Dan Dennett - Darwin's Dangerous Idea

I’ve just uploaded this to bookcrossing.com , if you want it - get in touch. I said I would start to do brief reviews for all the books I read (especially as I intend to release most of them on bookcrossing) so here is this one (also on goodreads.com)

Dan Dennett is one author who has genuinely changed my view of the word. Till I read a wonderful short piece by him called “Where am I?” I had written off philosophy and took the view “if you want to know how the mind works, ask a neuroscientist”. Dan is remarkably lucid on philosophy of mind, free will and evolution. He is both an “intellectual plumber” –doing that work that the best philosophers do, patching leaks in peoples thinking– and a great communicator - understanding, consolidating and enthusiastically passing on knowledge in a field not his main expertise (not that you would notice without him owning up frequently).

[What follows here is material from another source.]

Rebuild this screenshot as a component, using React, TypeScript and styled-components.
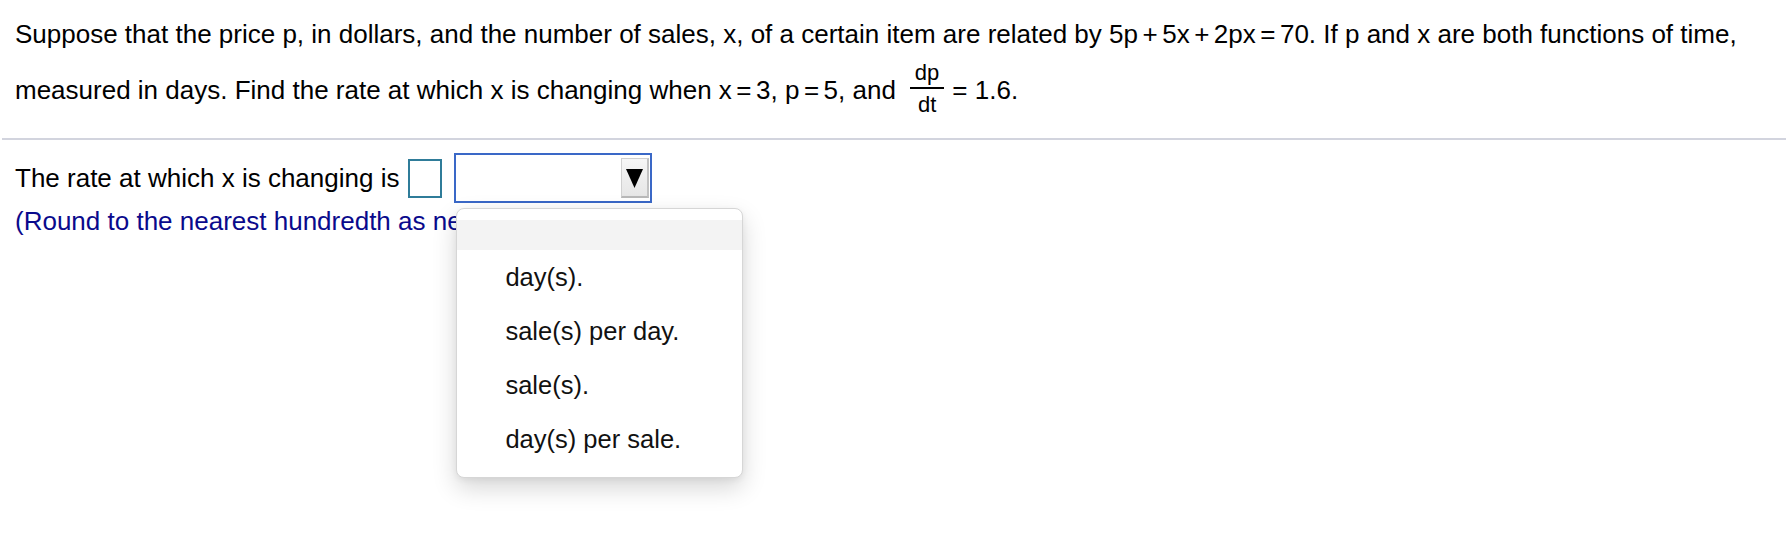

This is the second in a sequence: Consciousness Explained, Darwins Dangerous Idea and Freedom Evolves. These, along with his earlier works Elbow Room and The Intentional Stance are a superbly compelling explanation of how we come to have free will without any mysterian views about how special consciousness in the species Homo Sapien Sapien must be and accepting that we live in a deterministic universe.

This book in particular is a very good survey of modern evolutionary theory, not the ideal first book but great if you are familiar with the topic. He is a believer in the neo-darwinian synthesis perhaps best espoused by Richard Dawkins. He takes as his central metaphor the difference between cranes (just doing some lifting obeying the laws of physics, however complex they are) and sky hooks (magical lifting devices that do not permit/require explanation). Along the way he rebuts Stephen Jay Gould’s attempts to cast himself as the leader of some revolution or other in biology, Roger Penroses misuse of Godels theorem to link two mysteries together (quantum indeterminacy and consciousness) and does a defence of a meme-based approach to culture. All in all a superb, if somewhat challenging, book.

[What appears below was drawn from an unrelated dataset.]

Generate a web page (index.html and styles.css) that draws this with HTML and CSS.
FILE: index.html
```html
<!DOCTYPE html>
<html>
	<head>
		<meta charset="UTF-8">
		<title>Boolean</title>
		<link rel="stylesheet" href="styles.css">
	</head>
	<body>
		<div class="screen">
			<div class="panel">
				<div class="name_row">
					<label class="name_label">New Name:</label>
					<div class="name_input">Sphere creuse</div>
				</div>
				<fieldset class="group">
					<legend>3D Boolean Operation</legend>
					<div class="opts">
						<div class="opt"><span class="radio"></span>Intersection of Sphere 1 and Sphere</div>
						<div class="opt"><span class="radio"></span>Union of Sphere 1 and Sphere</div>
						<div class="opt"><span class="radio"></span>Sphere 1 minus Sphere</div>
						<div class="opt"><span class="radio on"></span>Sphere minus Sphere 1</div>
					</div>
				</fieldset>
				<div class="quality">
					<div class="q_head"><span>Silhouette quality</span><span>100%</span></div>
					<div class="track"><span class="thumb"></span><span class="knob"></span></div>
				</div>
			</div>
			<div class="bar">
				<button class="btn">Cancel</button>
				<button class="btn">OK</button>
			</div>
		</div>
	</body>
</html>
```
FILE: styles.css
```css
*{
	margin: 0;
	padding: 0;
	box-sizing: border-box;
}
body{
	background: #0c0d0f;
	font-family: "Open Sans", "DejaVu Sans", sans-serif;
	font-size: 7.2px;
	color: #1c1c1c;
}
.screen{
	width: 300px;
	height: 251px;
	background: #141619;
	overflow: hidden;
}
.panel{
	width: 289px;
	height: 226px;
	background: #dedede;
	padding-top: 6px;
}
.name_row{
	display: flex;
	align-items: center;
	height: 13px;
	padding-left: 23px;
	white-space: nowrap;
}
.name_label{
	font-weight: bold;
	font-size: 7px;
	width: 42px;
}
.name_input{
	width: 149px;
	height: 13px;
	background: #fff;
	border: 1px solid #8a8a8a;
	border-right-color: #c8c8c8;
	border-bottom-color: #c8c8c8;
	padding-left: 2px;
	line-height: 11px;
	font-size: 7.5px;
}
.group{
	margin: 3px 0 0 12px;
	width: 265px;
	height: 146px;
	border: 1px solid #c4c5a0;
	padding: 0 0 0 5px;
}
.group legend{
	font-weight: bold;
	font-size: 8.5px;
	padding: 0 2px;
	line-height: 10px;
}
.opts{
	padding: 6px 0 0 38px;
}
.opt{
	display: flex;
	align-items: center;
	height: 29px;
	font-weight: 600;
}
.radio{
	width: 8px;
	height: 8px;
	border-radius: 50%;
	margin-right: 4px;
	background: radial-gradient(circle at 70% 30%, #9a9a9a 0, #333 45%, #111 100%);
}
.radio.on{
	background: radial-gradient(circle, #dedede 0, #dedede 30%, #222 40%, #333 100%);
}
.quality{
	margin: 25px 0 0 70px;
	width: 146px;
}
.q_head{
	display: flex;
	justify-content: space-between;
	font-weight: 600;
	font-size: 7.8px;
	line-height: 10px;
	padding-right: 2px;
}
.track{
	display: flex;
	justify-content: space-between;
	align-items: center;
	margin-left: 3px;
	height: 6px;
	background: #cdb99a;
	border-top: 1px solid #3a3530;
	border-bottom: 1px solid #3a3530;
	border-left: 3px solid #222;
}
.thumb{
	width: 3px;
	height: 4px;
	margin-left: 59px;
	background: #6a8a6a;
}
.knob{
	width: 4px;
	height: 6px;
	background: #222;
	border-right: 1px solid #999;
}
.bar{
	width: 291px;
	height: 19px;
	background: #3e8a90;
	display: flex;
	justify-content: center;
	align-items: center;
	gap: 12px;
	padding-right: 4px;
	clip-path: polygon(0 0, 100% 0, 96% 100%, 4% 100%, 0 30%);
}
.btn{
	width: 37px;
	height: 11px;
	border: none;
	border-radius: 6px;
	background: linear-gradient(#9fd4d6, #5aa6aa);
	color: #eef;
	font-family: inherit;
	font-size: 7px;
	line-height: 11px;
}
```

As an aside, one of the really great things about Dennett is the range and number of citations. He must read nearly all of the relevant literature and makes wonderful use of literary and philosophical references as well - it was a Dennett reference that first brought Jorge Luis Borges to my attention and encouraged me to learn more about David Hume.

A superb book, I recommend it for all with some familiarity with the theory of evolution in it’s modern form who are ready to explore some of its subtleties and prepare themselves for Freedom Evolves.